Sailing through those bone chilling waters, with cold gusty winds slapping the bits and pieces of our visible skin, we were constantly torn apart between staying on the deck to enjoy the majesty of the landscape around us and getting indoors to keep ourselves warm.
Throughout the ride, we were surrounded by fascinating sights and natural beauty in the form of snow capped mountains, deep blue water, ice bergs, and Glaciers. As we approach the magnificent Upsala Glacier, deep blue and white crystal like pieces, glistening in the sunlight, start emerging on the surface. This is the second largest Glacier in South America, but it is rapidly retreating and goes through massive calving, making it difficult to go too close. So the boat goes as far as it is safe and we see the Massive Glacier from a distance. We come across numerous icebergs, both small and large exhibiting spectacular shapes and color. There is so much depth and wonder in these unique pieces made of just frozen water. We saw so many dramatic formations that fired both our excitement and imagination like little kids and we started looking for dolphin, spaceship, cheese, rhino and what not in those wondrous, light as foam, white as cream structures with beautiful intense blue details.
Sailing further towards the Spegazzini Glacier, we encounter the twin hanging Glaciers, Seco and Heim, named this way because they hang from the mountain without reaching the lake.
The boat gets real close to the Spegazzini, offering us phenomenal views of the Glacier. I am totally dazed by the sheer brilliance and magnificence of the Glacier. Spegazzini is impressive in every sense. From the front, the sheer size of its massive wall towering at 135m at places is absolutely spellbinding. And if you look further, it is like pure white foam whipped with the brightest of the blue and spread with a butter knife over the mountains, as far as the eyes can see and beyond.
Within the Spegazzini canal, we halted for a while at Puesto Las Vacan, which is an old Patagonian estancia, with an intriguing story told by a guide who took us for a short walk around the ranch. It is a beautiful and refreshing experience exploring the wild vegetation,
walking through the deserted land, as if nature had cast a spell on it.
After a quiet walk at the Estancia, we started sailing again towards the last and the most coveted destination of this voyage, Perito Moreno. This arm of the lake is called Canal de los Tempanos, meaning "the Iceberg Channel" and rightly so, as we started getting closer, we came across more icebergs; larger, prettier and bluer than before. There is too much hype about Perito Moreno in this part of the world.
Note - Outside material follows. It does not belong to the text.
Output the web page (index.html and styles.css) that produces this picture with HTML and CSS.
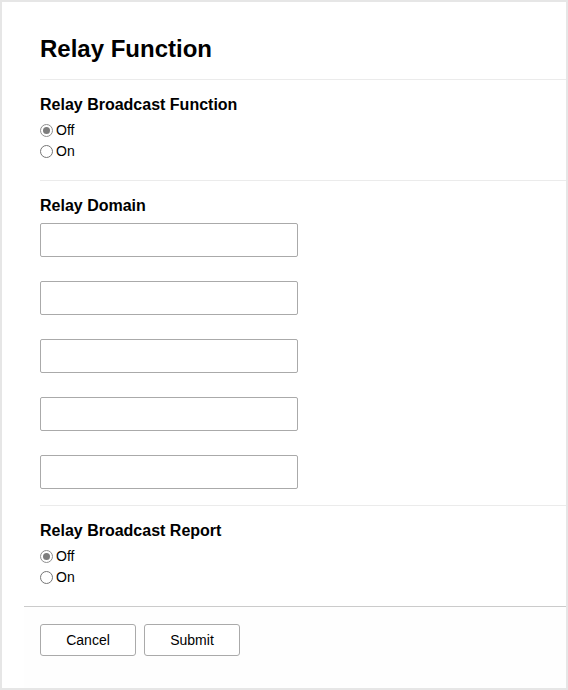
FILE: index.html
```html
<!DOCTYPE html>
<html lang="en">

<head>
    <meta charset="UTF-8">
    <meta name="viewport" content="width=device-width, initial-scale=1.0">
    <title>Relay Function</title>
    <link rel="stylesheet" href="styles.css">
</head>

<body>
    <div class="frame">
        <div class="content">
            <h1 class="page-title">Relay Function</h1>

            <div class="section">
                <h2>Relay Broadcast Function</h2>
                <label class="radio-row"><input type="radio" name="broadcast" checked> Off</label>
                <label class="radio-row"><input type="radio" name="broadcast"> On</label>
            </div>

            <div class="section section-domain">
                <h2>Relay Domain</h2>
                <div class="domain-list">
                    <input type="text" class="text-input">
                    <input type="text" class="text-input">
                    <input type="text" class="text-input">
                    <input type="text" class="text-input">
                    <input type="text" class="text-input">
                </div>
            </div>

            <div class="section section-last">
                <h2>Relay Broadcast Report</h2>
                <label class="radio-row"><input type="radio" name="report" checked> Off</label>
                <label class="radio-row"><input type="radio" name="report"> On</label>
            </div>
        </div>

        <div class="footer">
            <button type="button">Cancel</button>
            <button type="button">Submit</button>
        </div>
    </div>
</body>

</html>
```

FILE: styles.css
```css
html,
body {
    margin: 0;
    padding: 0;
}

body {
    font-family: Arial, "Liberation Sans", sans-serif;
    color: #000;
    background: #fff;
}

.frame {
    box-sizing: border-box;
    width: 568px;
    height: 690px;
    border: 2px solid #e6e6e6;
    background: #fff;
}

.content {
    padding: 33px 0 0 38px;
}

.page-title {
    margin: 0;
    font-size: 24px;
    line-height: 28px;
    font-weight: bold;
    padding-bottom: 16px;
    border-bottom: 1px solid #ebebeb;
}

.section {
    padding: 15px 0 18px;
    border-bottom: 1px solid #ebebeb;
}

.section h2 {
    margin: 0 0 6px;
    font-size: 16px;
    line-height: 19px;
    font-weight: bold;
}

.section-domain {
    padding-bottom: 16px;
}

.section-last {
    border-bottom: none;
}

.radio-row {
    display: flex;
    align-items: center;
    height: 21px;
    font-size: 14px;
    line-height: 21px;
}

.radio-row input {
    appearance: none;
    -webkit-appearance: none;
    box-sizing: border-box;
    width: 13px;
    height: 13px;
    margin: -1px 3px 0 0;
    border: 1px solid #767676;
    border-radius: 50%;
    background: #fff;
    position: relative;
}

.radio-row input:checked {
    border-color: #8f8f8f;
}

.radio-row input:checked::after {
    content: "";
    position: absolute;
    left: 2px;
    top: 2px;
    width: 7px;
    height: 7px;
    border-radius: 50%;
    background: #7d7d7d;
}

.domain-list {
    display: flex;
    flex-direction: column;
    gap: 24px;
    padding-top: 2px;
}

.text-input {
    box-sizing: border-box;
    width: 258px;
    height: 34px;
    margin: 0;
    border: 1px solid #aaa;
    border-radius: 2px;
    background: #fff;
}

.footer {
    display: flex;
    gap: 8px;
    margin: 0 0 0 22px;
    padding: 17px 0 0 16px;
    border-top: 1px solid #cbcbcb;
    background: #fefefe;
    height: 64px;
}

.footer button {
    box-sizing: border-box;
    width: 96px;
    height: 32px;
    border: 1px solid #aaa;
    border-radius: 3px;
    background: #fff;
    font-family: Arial, "Liberation Sans", sans-serif;
    font-size: 14px;
    color: #000;
    cursor: pointer;
}
```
Everyone is head over heels and talks about this as the most beautiful thing they had ever seen, so we were naturally very curious and excited to see it for real. A part of me did think that there is definitely some exaggeration happening here, only until we saw it for ourselves. No pictures or words that I or anyone else says can ever do justice to the sheer brilliance of this masterpiece of nature.
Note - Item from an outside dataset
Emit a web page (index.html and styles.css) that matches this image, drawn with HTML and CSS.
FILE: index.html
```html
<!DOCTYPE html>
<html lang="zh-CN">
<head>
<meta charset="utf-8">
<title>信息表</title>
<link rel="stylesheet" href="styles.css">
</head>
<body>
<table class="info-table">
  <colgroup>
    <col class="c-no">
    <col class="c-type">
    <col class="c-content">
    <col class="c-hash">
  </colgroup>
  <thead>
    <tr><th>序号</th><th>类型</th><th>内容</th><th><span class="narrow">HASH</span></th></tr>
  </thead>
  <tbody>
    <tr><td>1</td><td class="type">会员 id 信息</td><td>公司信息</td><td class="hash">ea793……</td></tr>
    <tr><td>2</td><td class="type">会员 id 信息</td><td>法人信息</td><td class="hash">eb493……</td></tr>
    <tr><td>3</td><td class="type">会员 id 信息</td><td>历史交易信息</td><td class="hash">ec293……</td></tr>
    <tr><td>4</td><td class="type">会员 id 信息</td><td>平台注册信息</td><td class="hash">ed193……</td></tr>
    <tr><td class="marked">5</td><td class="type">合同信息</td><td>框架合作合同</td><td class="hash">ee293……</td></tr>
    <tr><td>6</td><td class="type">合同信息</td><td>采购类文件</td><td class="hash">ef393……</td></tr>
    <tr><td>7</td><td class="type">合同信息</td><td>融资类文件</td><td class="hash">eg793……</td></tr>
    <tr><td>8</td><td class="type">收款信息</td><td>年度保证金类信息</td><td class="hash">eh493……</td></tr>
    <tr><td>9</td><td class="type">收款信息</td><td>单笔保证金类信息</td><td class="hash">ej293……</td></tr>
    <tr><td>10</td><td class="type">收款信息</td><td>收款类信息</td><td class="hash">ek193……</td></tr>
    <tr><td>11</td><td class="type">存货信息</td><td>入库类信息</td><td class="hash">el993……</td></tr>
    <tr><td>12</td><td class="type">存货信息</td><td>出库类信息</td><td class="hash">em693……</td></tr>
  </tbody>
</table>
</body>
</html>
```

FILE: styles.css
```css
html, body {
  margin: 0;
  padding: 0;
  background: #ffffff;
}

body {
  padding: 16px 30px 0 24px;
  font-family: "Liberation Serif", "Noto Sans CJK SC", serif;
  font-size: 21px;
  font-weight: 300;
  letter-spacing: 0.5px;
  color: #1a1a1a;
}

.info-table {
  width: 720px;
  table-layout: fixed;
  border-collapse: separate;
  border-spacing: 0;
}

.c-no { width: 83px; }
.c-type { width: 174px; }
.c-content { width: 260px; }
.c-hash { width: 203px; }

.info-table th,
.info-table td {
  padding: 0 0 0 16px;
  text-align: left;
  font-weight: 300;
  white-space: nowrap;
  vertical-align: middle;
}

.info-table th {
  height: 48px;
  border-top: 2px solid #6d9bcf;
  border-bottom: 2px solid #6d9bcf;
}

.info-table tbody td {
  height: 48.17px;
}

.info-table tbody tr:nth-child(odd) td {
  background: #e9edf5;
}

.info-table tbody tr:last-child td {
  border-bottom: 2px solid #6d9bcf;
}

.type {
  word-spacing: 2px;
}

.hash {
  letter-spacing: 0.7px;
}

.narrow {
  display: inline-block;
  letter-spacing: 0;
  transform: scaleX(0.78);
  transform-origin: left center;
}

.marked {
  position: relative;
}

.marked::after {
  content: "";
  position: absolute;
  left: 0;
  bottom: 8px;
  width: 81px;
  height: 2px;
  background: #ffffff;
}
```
Perito Moreno is extraordinary in so many ways. Covering a total area of 100 sq miles, it is a part of the Southern Patagonian ice fields which is impressively the third largest reserve of fresh water in the world. What we are looking at is a massive wall of ice rising 70 meters above the lake Lago Argentino and stretching 3 miles wide, while two- thirds of the Glacier is below the water level and cannot be seen. While global warming is causing most Glaciers to recede, with an exception, Perito Moreno is continuously growing, advancing around 2 meters a day.
While sailing across the northern face of Perito Moreno we could witness the most fascinating phenomenon, fracturing of Glacial ice. When you least expect it, Massive chunks of ice would break off the walls of the Glacier and fall into the water with a thud and you will hear an incredible roar. This spectacle is as miraculous as it can get, a sight to behold.
Perito Moreno is understandably the most visited Glacier in the national park. And there are multiple ways to experience it. After having an exhilarating experience of sailing in front of the Glacier, we disembarked on a landmass right opposite to the northern face of the glacier, where we walked across a circuit of footbridges and viewing balconies to appreciate the beaming white beauty with bright blue hues from different viewpoints. There are multiple trails at different levels so one can easily spend a few hours here. It was simply magical to peacefully hang around the balconies and watch the ice rupture and fall into the emerald waters of the lake. It is a spectacle that excited me each and every time I saw it. The thundering sound still rings in my ear as I think of it. We are so close to the Glacier that I could feel it breathing cold icy air on my face.
This part of the park can also be reached by car or bus from El Calafate. So if you just want to see Perito Moreno, you may also take an early morning bus or a shared cab and spend a few hours here. Although I would suggest taking the whole tour, there is an hour long boat ride that can be booked from here as well.
We did not know about this earlier, but I hear that if weather permits, there is also an option to do Kayaking at the north face which seems like a fun and adventurous way of exploring Perito Moreno. You will have to pre-book this at one of the tour companies in El Calafate itself.
If you are up for more adventure and don't might splurging a little, The MINI TREKKING and the BIG ICE TOURS run by some companies allow you to get right on to the Glacier. The first one is a shorter 1.5 hours stint on the ice while the BIG ICE is 4 hours long trekking adventure on the glacier. Both the tours include a boat ride to a landing point, walking a bit to get to the ice and then wear crampons and trek on the ice with a trained guide. It must be fantastic to get to see all the crazy ice formations up close. We chose to skip this since we had only a day and wanted to take the Cruise to see multiple Glaciers in a single day.
Having treated all our senses to nature's bounty, Maria Turquesa sailed us back to the harbor from where we reached our hostel around 8 pm, ready to crash on our beds after an unforgettable day.